Task to complete:
Reproduce all of the data below without alteration; exclude every picture.
─── Information provided
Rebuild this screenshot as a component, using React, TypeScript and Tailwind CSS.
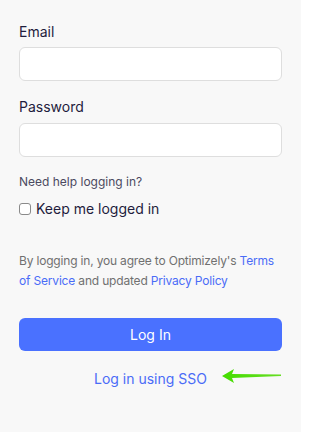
import React from "react";

export default function App() {
  return (
    <div className="min-h-[432px] w-[301px] bg-[#f8f8f8] px-[19px] pt-[22px] text-[#1f1d3d]" style={{ fontFamily: "Inter, 'Noto Sans', sans-serif" }}>
      <label className="block text-[14px] leading-[20px]">Email</label>
      <input className="mt-[5px] block h-[34px] w-full rounded-[6px] border border-[#dedede] bg-white" />
      <label className="mt-[16px] block text-[14px] leading-[20px]">Password</label>
      <input type="password" className="mt-[6px] block h-[34px] w-full rounded-[6px] border border-[#dedede] bg-white" />
      <div className="mt-[17px] text-[12px] leading-[16px] text-[#4b4a60]">Need help logging in?</div>
      <label className="mt-[9px] flex items-center gap-[5px] text-[14px] leading-[20px]">
        <span className="block h-[12px] w-[12px] rounded-[3px] border border-[#8a8a8a] bg-white" />
        <span>Keep me logged in</span>
      </label>
      <p className="mt-[32px] text-[12px] leading-[20px] tracking-[-0.18px] text-[#707070]">
        By logging in, you agree to Optimizely's <span className="text-[#4a6cf7]">Terms of Service</span> and updated <span className="text-[#4a6cf7]">Privacy Policy</span>
      </p>
      <button className="mt-[27px] flex h-[33px] w-full items-center justify-center rounded-[6px] bg-[#4a71ff] text-[14px] text-white">Log In</button>
      <div className="relative mt-[18px] flex justify-center">
        <span className="text-[14px] leading-[20px] text-[#4a6cf7]">Log in using SSO</span>
        <svg className="absolute left-[202px] top-[-2px]" width="62" height="18" viewBox="0 0 62 18">
          <defs>
            <linearGradient id="g" x1="0" x2="1" y1="0" y2="0">
              <stop offset="0" stopColor="#44dd00" />
              <stop offset="1" stopColor="#66dd22" />
            </linearGradient>
          </defs>
          <path d="M1 9 L13 2 L11 7 L60 7.6 L60 9 L11 11 L13 16 Z" fill="url(#g)" />
        </svg>
      </div>
    </div>
  );
}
──────
Output of the task:
Rebuild this screenshot as a component, using React, TypeScript and Tailwind CSS.
import React from "react";

export default function App() {
  return (
    <div className="min-h-[432px] w-[301px] bg-[#f8f8f8] px-[19px] pt-[22px] text-[#1f1d3d]" style={{ fontFamily: "Inter, 'Noto Sans', sans-serif" }}>
      <label className="block text-[14px] leading-[20px]">Email</label>
      <input className="mt-[5px] block h-[34px] w-full rounded-[6px] border border-[#dedede] bg-white" />
      <label className="mt-[16px] block text-[14px] leading-[20px]">Password</label>
      <input type="password" className="mt-[6px] block h-[34px] w-full rounded-[6px] border border-[#dedede] bg-white" />
      <div className="mt-[17px] text-[12px] leading-[16px] text-[#4b4a60]">Need help logging in?</div>
      <label className="mt-[9px] flex items-center gap-[5px] text-[14px] leading-[20px]">
        <span className="block h-[12px] w-[12px] rounded-[3px] border border-[#8a8a8a] bg-white" />
        <span>Keep me logged in</span>
      </label>
      <p className="mt-[32px] text-[12px] leading-[20px] tracking-[-0.18px] text-[#707070]">
        By logging in, you agree to Optimizely's <span className="text-[#4a6cf7]">Terms of Service</span> and updated <span className="text-[#4a6cf7]">Privacy Policy</span>
      </p>
      <button className="mt-[27px] flex h-[33px] w-full items-center justify-center rounded-[6px] bg-[#4a71ff] text-[14px] text-white">Log In</button>
      <div className="relative mt-[18px] flex justify-center">
        <span className="text-[14px] leading-[20px] text-[#4a6cf7]">Log in using SSO</span>
        <svg className="absolute left-[202px] top-[-2px]" width="62" height="18" viewBox="0 0 62 18">
          <defs>
            <linearGradient id="g" x1="0" x2="1" y1="0" y2="0">
              <stop offset="0" stopColor="#44dd00" />
              <stop offset="1" stopColor="#66dd22" />
            </linearGradient>
          </defs>
          <path d="M1 9 L13 2 L11 7 L60 7.6 L60 9 L11 11 L13 16 Z" fill="url(#g)" />
        </svg>
      </div>
    </div>
  );
}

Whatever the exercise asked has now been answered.